Current Reading Notes

  • Cross-episode generalization is a later multi-episode evaluation target; the current results use one public sample episode.
  • Public-facing fine-tuning results should come from the verified result package, not from live process logs or setup-only artifacts.
  • The first Qwen3-Omni held-out package verifies the pipeline, not strong model quality: JSON validity is 87.50%, action macro-F1 is 0.0027, and subtask accuracy is 0.0067.
  • The current reconstruction task reconstructs feature vectors, not pixel depth, meshes, NeRF outputs, or Gaussian splats.
  • Audio is part of the current 8,546-dimensional baseline feature vector.

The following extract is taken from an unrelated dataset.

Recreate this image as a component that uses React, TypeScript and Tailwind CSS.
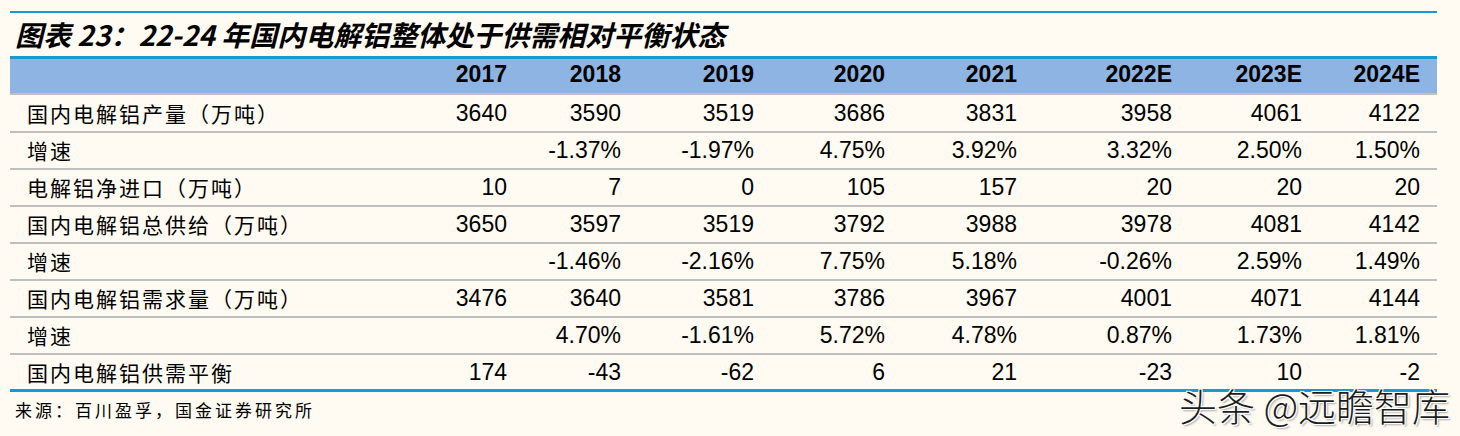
const years = ["2017", "2018", "2019", "2020", "2021", "2022E", "2023E", "2024E"];

const rows: { label: string; values: string[] }[] = [
  { label: "国内电解铝产量（万吨）", values: ["3640", "3590", "3519", "3686", "3831", "3958", "4061", "4122"] },
  { label: "增速", values: ["", "-1.37%", "-1.97%", "4.75%", "3.92%", "3.32%", "2.50%", "1.50%"] },
  { label: "电解铝净进口（万吨）", values: ["10", "7", "0", "105", "157", "20", "20", "20"] },
  { label: "国内电解铝总供给（万吨）", values: ["3650", "3597", "3519", "3792", "3988", "3978", "4081", "4142"] },
  { label: "增速", values: ["", "-1.46%", "-2.16%", "7.75%", "5.18%", "-0.26%", "2.59%", "1.49%"] },
  { label: "国内电解铝需求量（万吨）", values: ["3476", "3640", "3581", "3786", "3967", "4001", "4071", "4144"] },
  { label: "增速", values: ["", "4.70%", "-1.61%", "5.72%", "4.78%", "0.87%", "1.73%", "1.81%"] },
  { label: "国内电解铝供需平衡", values: ["174", "-43", "-62", "6", "21", "-23", "10", "-2"] },
];

const cols = "grid grid-cols-[390px_107px_114px_133px_131px_132px_155px_130px_118px] pr-[17px]";
const cjk = "font-['Noto_Sans_CJK_SC',sans-serif]";
const num = "font-['Liberation_Sans',Arial,sans-serif]";

export default function App() {
  return (
    <div className="relative h-[436px] w-[1460px] overflow-hidden bg-[#fffbf2] pt-[11px] text-black">
      <div className="ml-[10px] w-[1427px] border-t-2 border-[#1a98d5]">
        {/* Title */}
        <div
          className={`flex h-[43px] items-start pl-[5px] pt-[7px] text-[28px] font-bold italic leading-none ${cjk}`}
        >
          图表 23：22-24 年国内电解铝整体处于供需相对平衡状态
        </div>

        {/* Header band */}
        <div className={`${cols} h-[39px] items-center border-t-[3px] border-b-2 border-t-[#1a98d5] border-b-[#bfbfbf] bg-[#8db4e2] pb-[3px]`}>
          <div />
          {years.map((y) => (
            <div key={y} className={`text-right text-[23px] font-bold leading-none ${num}`}>
              {y}
            </div>
          ))}
        </div>

        {/* Body */}
        {rows.map((r, i) => (
          <div
            key={i}
            className={`${cols} items-center ${i === 0 ? "h-[38px]" : "h-[37px]"} ${
              i === rows.length - 1 ? "border-b-[3px] border-[#1a98d5]" : "border-b-2 border-[#bfbfbf]"
            }`}
          >
            <div className={`pl-[17px] text-[21px] leading-none tracking-[2px] ${cjk}`}>{r.label}</div>
            {r.values.map((v, j) => (
              <div key={j} className={`text-right text-[23px] leading-none ${num}`}>
                {v}
              </div>
            ))}
          </div>
        ))}

        {/* Source */}
        <div className={`flex h-[34px] items-center pl-[5px] text-[17px] leading-none tracking-[3px] ${cjk}`}>
          来源：百川盈孚，国金证券研究所
        </div>
      </div>

      {/* Watermark */}
      <div
        className={`absolute left-[1179px] top-[390px] whitespace-nowrap text-[38px] font-light leading-[30px] text-[#1c1c1c] [text-shadow:1px_1px_0_#fff,-1px_-1px_0_#fff,1px_-1px_0_#fff,-1px_1px_0_#fff,2px_2px_2px_rgba(0,0,0,0.35)] ${cjk}`}
      >
        头条 @远瞻智库
      </div>
    </div>
  );
}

  • Audio contribution is evaluated across all 12 task contracts in results/audio_ablation/.
  • Foundation-model selection is now explicit: Qwen3-Omni is the immediate trainable pilot, Cosmos 3 is the first world-model branch, and policy models such as OpenVLA/openpi/GR00T wait for action-target conversion.
  • The Xperience Embodied Foundation Model is a future native-pretraining goal, not a completed model or current benchmark.